Yeah. It's kind of confusing. I can see the chakra constructs weakening, but then there was some physique debuffs on the originals. And then the jutsus deployed were normal...Perhaps it weakens chakra potential internally?
 
So. I think I've worked out a way that we can vastly improve our competency in combat at relatively minimal input-value when it comes to time on our part. It requires a single seal that, because it is based on a seal that we made doesn't fall into the usual "but why hasn't anyone else done this" problems.

To confirm that this works with minimal adjustment, we will first need to determine that momentum, like heat, is stored in storage seals, as an extant form of energy held within the item being stored. I leave this as an exercise to the reader; there's many ways we could do this.

Once that is determined to be true, we just need to make a storage seal that when set up properly will store an object that flies over it at arbitrary speed. The storage part of it can be complicated and messy: requiring it happen at a specific height, requiring multiple seal elements, whatever, so long as the unstoring step works about the same as normal storage seals.

Once we have done that, we can use the fact that the motion of a storage seal imparts speed on its contents when released mid-motion (this is part of how macerators work in combat!) to store an object going at X speed, take that seal, and then store it at X + X, and then X + X + X, until we're just shy of breaking the sound barrier with our punches. Considering that, IIRC, our current macerators release their contents at around 40 m/s and provide a +6 bonus to taijutsu. The sound barrier is at around 300 m/s. I bet we could get a substantially higher bonus with that.
 
So. I think I've worked out a way that we can vastly improve our competency in combat at relatively minimal input-value when it comes to time on our part. It requires a single seal that, because it is based on a seal that we made doesn't fall into the usual "but why hasn't anyone else done this" problems.

To confirm that this works with minimal adjustment, we will first need to determine that momentum, like heat, is stored in storage seals, as an extant form of energy held within the item being stored. I leave this as an exercise to the reader; there's many ways we could do this.

Once that is determined to be true, we just need to make a storage seal that when set up properly will store an object that flies over it at arbitrary speed. The storage part of it can be complicated and messy: requiring it happen at a specific height, requiring multiple seal elements, whatever, so long as the unstoring step works about the same as normal storage seals.

Once we have done that, we can use the fact that the motion of a storage seal imparts speed on its contents when released mid-motion (this is part of how macerators work in combat!) to store an object going at X speed, take that seal, and then store it at X + X, and then X + X + X, until we're just shy of breaking the sound barrier with our punches. Considering that, IIRC, our current macerators release their contents at around 40 m/s and provide a +6 bonus to taijutsu. The sound barrier is at around 300 m/s. I bet we could get a substantially higher bonus with that.
Importantly, this would also (probably) use the macerator stunts, so we wouldn't need to get new ones.
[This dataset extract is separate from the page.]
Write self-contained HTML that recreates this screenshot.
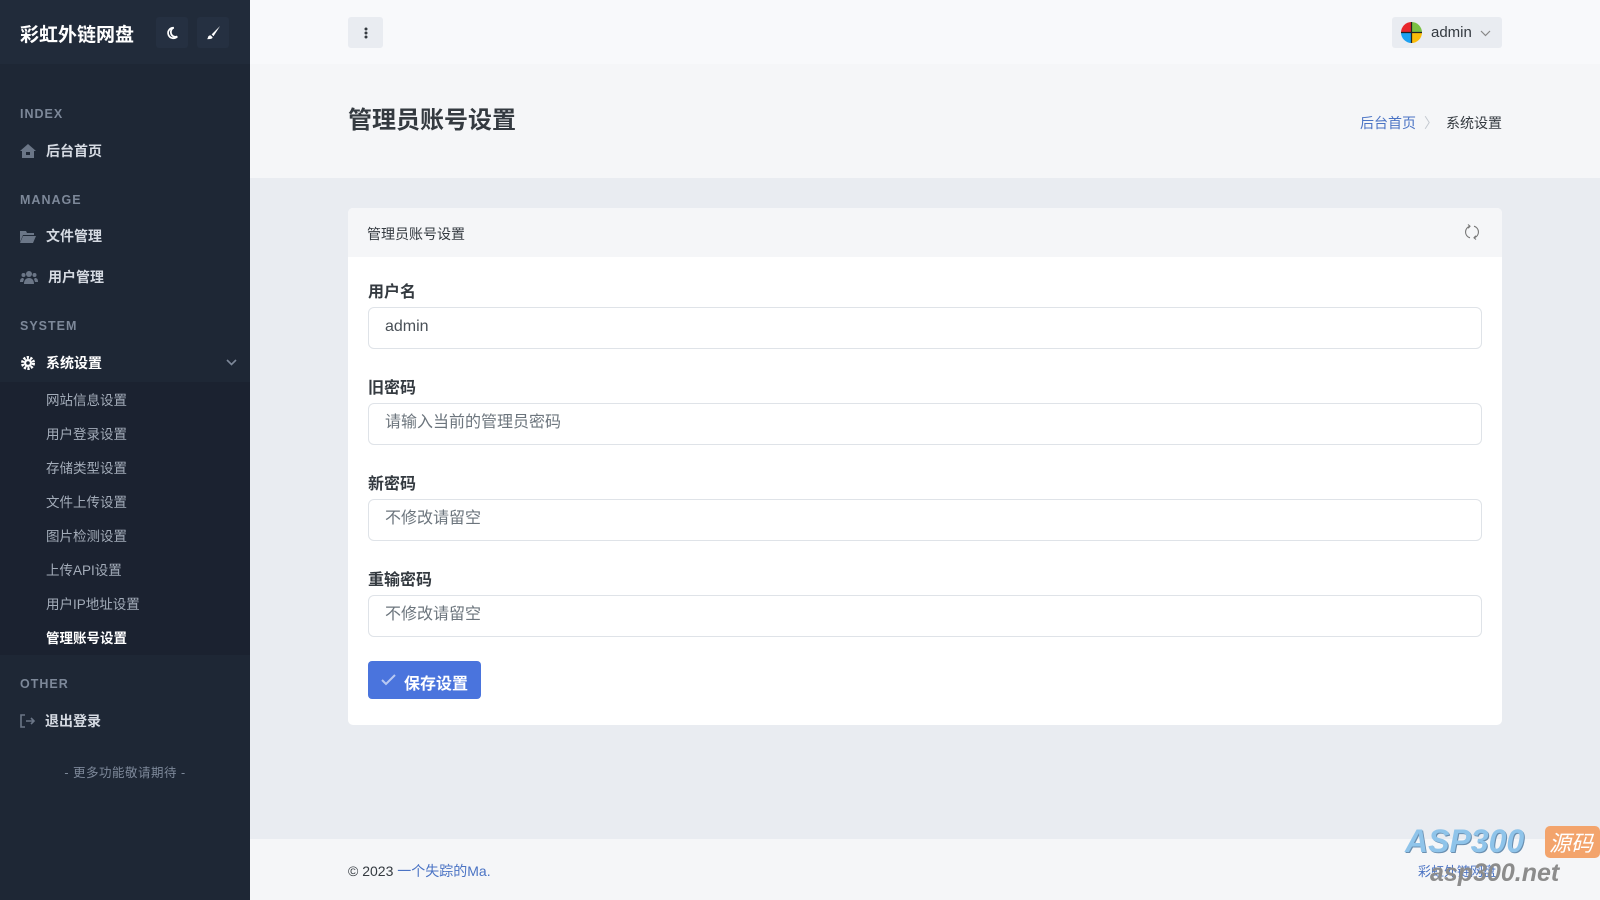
<!DOCTYPE html><html><head><meta charset="utf-8"><style>
*{box-sizing:border-box;margin:0;padding:0}
body{width:1600px;height:900px;overflow:hidden;font-family:"Liberation Sans","Noto Sans CJK SC",sans-serif;background:#e9ecf1;position:relative;color:#343a40}
.sb{position:absolute;left:0;top:0;width:250px;height:900px;background:#1e2735}
.sbh{height:64px;background:#212b3a;position:relative}
.logo{position:absolute;left:20px;top:20px;font-size:19px;font-weight:bold;color:#fff}
.ib{position:absolute;top:17px;width:32px;height:31px;background:#253041;border-radius:3px;color:#fff;display:flex;align-items:center;justify-content:center}
.h{position:absolute;left:20px;font-size:12.5px;font-weight:bold;letter-spacing:1px;color:#7d8899}
.it{position:absolute;left:20px;font-size:14px;font-weight:bold;color:#d5dae2;display:flex;align-items:center}
.it svg{margin-right:10px}
.sub{position:absolute;left:0;top:382px;width:250px;height:273px;background:#1b2230}
.si{position:absolute;left:46px;font-size:13.5px;color:#a3acb9}
.top{position:absolute;left:250px;top:0;right:0;height:64px;background:#f8f9fb}
.ttl{position:absolute;left:250px;top:64px;right:0;height:114px;background:#f5f6f8}
.card{position:absolute;left:348px;top:208px;width:1154px;height:517px;background:#fff;border-radius:5px;overflow:hidden}
.ch{height:49px;background:#f5f6f8;font-size:14px;padding:16px 19px;color:#343a40}
.lb{position:absolute;left:20px;font-size:16px;font-weight:bold;color:#343a40}
.in{position:absolute;left:20px;width:1114px;height:42px;border:1px solid #dfe3e8;border-radius:6px;font-size:16px;line-height:38px;padding:0 16px;color:#6c757d}
.ft{position:absolute;left:250px;top:839px;right:0;height:61px;background:#f5f6f8}
</style></head><body>
<div class="sb">
<div class="sbh"><div class="logo">彩虹外链网盘</div>
<div class="ib" style="left:156px"><svg width="14" height="14" viewBox="0 0 16 16"><path d="M10 2a6 6 0 1 0 4 10A5 5 0 0 1 10 2z" fill="none" stroke="#fff" stroke-width="2"/></svg></div>
<div class="ib" style="left:197px"><svg width="15" height="15" viewBox="0 0 16 16"><path d="M15 1L6 10l2 2 7-11zM5 11c-2 0-3 1-3 3l-1 1c3 0 6 0 6-2z" fill="#fff"/></svg></div></div>
<div class="h" style="top:107px">INDEX</div>
<div class="it" style="top:141px"><svg width="16" height="14" viewBox="0 0 16 14"><path d="M8 0L0 7h2v7h12V7h2z" fill="#6b7687"/><rect x="6" y="8" width="4" height="3" fill="#1e2735"/></svg>后台首页</div>
<div class="h" style="top:193px">MANAGE</div>
<div class="it" style="top:226px"><svg width="16" height="13" viewBox="0 0 16 13"><path d="M0 1h6l1 2h7v2H3L0 12zM3 6h13l-3 7H0z" fill="#6b7687"/></svg>文件管理</div>
<div class="it" style="top:267px"><svg width="18" height="14" viewBox="0 0 18 14"><circle cx="9" cy="4" r="3" fill="#6b7687"/><circle cx="3.5" cy="5" r="2" fill="#6b7687"/><circle cx="14.5" cy="5" r="2" fill="#6b7687"/><path d="M4 14c0-4 2-6 5-6s5 2 5 6zM0 12c0-3 1-4 3-4l1 1-1 3zM18 12c0-3-1-4-3-4l-1 1 1 3z" fill="#6b7687"/></svg>用户管理</div>
<div class="h" style="top:319px">SYSTEM</div>
<div class="it" style="top:353px;color:#fff"><svg width="16" height="16" viewBox="0 0 16 16"><circle cx="8" cy="8" r="5.5" fill="none" stroke="#fff" stroke-width="3" stroke-dasharray="2.2 1.3"/><circle cx="8" cy="8" r="4" fill="#fff"/><circle cx="8" cy="8" r="1.8" fill="#1e2735"/></svg>系统设置</div>
<svg style="position:absolute;left:226px;top:359px" width="11" height="7" viewBox="0 0 11 7"><path d="M1 1l4.5 4.5L10 1" fill="none" stroke="#7d8899" stroke-width="1.6"/></svg>
<div class="sub"></div>
<div class="si" style="top:389px">网站信息设置</div><div class="si" style="top:423px">用户登录设置</div><div class="si" style="top:457px">存储类型设置</div><div class="si" style="top:491px">文件上传设置</div><div class="si" style="top:525px">图片检测设置</div><div class="si" style="top:559px">上传API设置</div><div class="si" style="top:593px">用户IP地址设置</div><div class="si" style="top:627px;color:#fff;font-weight:bold">管理账号设置</div>
<div class="h" style="top:677px">OTHER</div>
<div class="it" style="top:711px"><svg width="15" height="14" viewBox="0 0 15 14"><path d="M5 1H1v12h4M6 7h8M11 4l3 3-3 3" fill="none" stroke="#6b7687" stroke-width="1.6"/></svg>退出登录</div>
<div style="position:absolute;left:0;width:250px;top:762px;text-align:center;font-size:12.5px;color:#7d8899;letter-spacing:0.5px">- 更多功能敬请期待 -</div>
</div>
<div class="top">
<div style="position:absolute;left:98px;top:17px;width:35px;height:31px;background:#e9ecf1;border-radius:3px;display:flex;align-items:center;justify-content:center"><svg width="4" height="12"><circle cx="2" cy="2" r="1.5" fill="#343a40"/><circle cx="2" cy="6" r="1.5" fill="#343a40"/><circle cx="2" cy="10" r="1.5" fill="#343a40"/></svg></div>
<div style="position:absolute;left:1142px;top:17px;width:110px;height:31px;background:#e9ecf1;border-radius:3px">
<svg style="position:absolute;left:9px;top:5px" width="21" height="21" viewBox="0 0 20 20"><path d="M10 10V0A10 10 0 0 0 0 10z" fill="#e8262b"/><path d="M10 10V0a10 10 0 0 1 10 10z" fill="#7ac143"/><path d="M10 10H0a10 10 0 0 0 10 10z" fill="#1ea1f1"/><path d="M10 10h10a10 10 0 0 1-10 10z" fill="#fbbc09"/><path d="M10 0v20M0 10h20" stroke="#222" stroke-width="1.2"/></svg>
<span style="position:absolute;left:39px;top:7px;font-size:15px;color:#343a40">admin</span>
<svg style="position:absolute;left:88px;top:13px" width="11" height="7"><path d="M1 1l4.5 4.5L10 1" fill="none" stroke="#888" stroke-width="1.2"/></svg></div>
</div>
<div class="ttl">
<div style="position:absolute;left:98px;top:36px;font-size:24px;font-weight:bold;color:#343a40">管理员账号设置</div>
<div style="position:absolute;right:98px;top:49px;font-size:14px;color:#343a40"><span style="color:#4a73c4">后台首页</span><span style="color:#c4c9d0;margin:0 8px">〉</span>系统设置</div>
</div>
<div class="card">
<div class="ch">管理员账号设置</div>
<svg style="position:absolute;right:22px;top:15px" width="16" height="18" viewBox="0 0 16 18"><path d="M6 3.2A6 6 0 0 0 6 14.8M10 3.2a6 6 0 0 1 0 11.6M4 1.5l2 1.7-1.8 2M12 16.5l-2-1.7 1.8-2" fill="none" stroke="#777" stroke-width="1.1"/></svg>
<div class="lb" style="top:70px">用户名</div><div class="in" style="top:99px;color:#495057">admin</div>
<div class="lb" style="top:166px">旧密码</div><div class="in" style="top:195px">请输入当前的管理员密码</div>
<div class="lb" style="top:262px">新密码</div><div class="in" style="top:291px">不修改请留空</div>
<div class="lb" style="top:358px">重输密码</div><div class="in" style="top:387px">不修改请留空</div>
<div style="position:absolute;left:20px;top:453px;width:113px;height:38px;background:#4a74dd;border-radius:4px;color:#fff;font-size:16px;font-weight:bold;padding:9px 0 0 36px"><svg style="position:absolute;left:13px;top:13px" width="15" height="12"><path d="M1 6l4 4 9-9" fill="none" stroke="#b8c9f2" stroke-width="2"/></svg>保存设置</div>
</div>
<div class="ft"><div style="position:absolute;left:98px;top:22px;font-size:14px;color:#343a40">© 2023 <span style="color:#4a73c4">一个失踪的Ma.</span></div>
<div style="position:absolute;left:1168px;top:22px;font-size:13px;color:#4a73c4">彩虹外链网盘</div></div>
<div style="position:absolute;left:1405px;top:823px;font-size:32px;font-style:italic;font-weight:bold;color:#8fc4ea;text-shadow:1px 1px 0 #6a8fb0">ASP300</div>
<div style="position:absolute;left:1545px;top:826px;width:55px;height:32px;background:#f3a46c;border-radius:5px;color:#fff;font-size:22px;font-style:italic;padding-left:4px">源码</div>
<div style="position:absolute;left:1430px;top:859px;font-size:25px;font-style:italic;font-weight:bold;color:#8c8c8c">asp300.net</div>
</body></html>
@eaglejarl @Velorien @Paperclipped Interested in your thoughts on this re: how workable Hazou thinks this is.
 
So. I think I've worked out a way that we can vastly improve our competency in combat at relatively minimal input-value when it comes to time on our part. It requires a single seal that, because it is based on a seal that we made doesn't fall into the usual "but why hasn't anyone else done this" problems.
Why are only ninja who know about macerators capable of asking what happens if you store a moving object?
 
Why are only ninja who know about macerators capable of asking what happens if you store a moving object?
I believe the intent is that without the macerator buff you "only" achieve speeds that the object could naturally obtain. So a thrown kunai, stored mid-throw, would "only" be as fast as a thrown kunai when unstored. The mechanism Cariyaga describes here allows for the kunai's speed to increase indefinitely, each time it's stored, until it's far faster than any ninja could have thrown it.

So an ordinary ninja might use this idea to "borrow" the abilities of a RW teammate, for what good it does when you're not a RW-spec yourself. Probably some use but I can't imagine it'd be especially potent compared to what the RW-spec could do themselves. But then Hazou, with the macerator version of the trick, could accelerate the kunai to speeds unknown to ninja warfare, and reap greater benefits from that.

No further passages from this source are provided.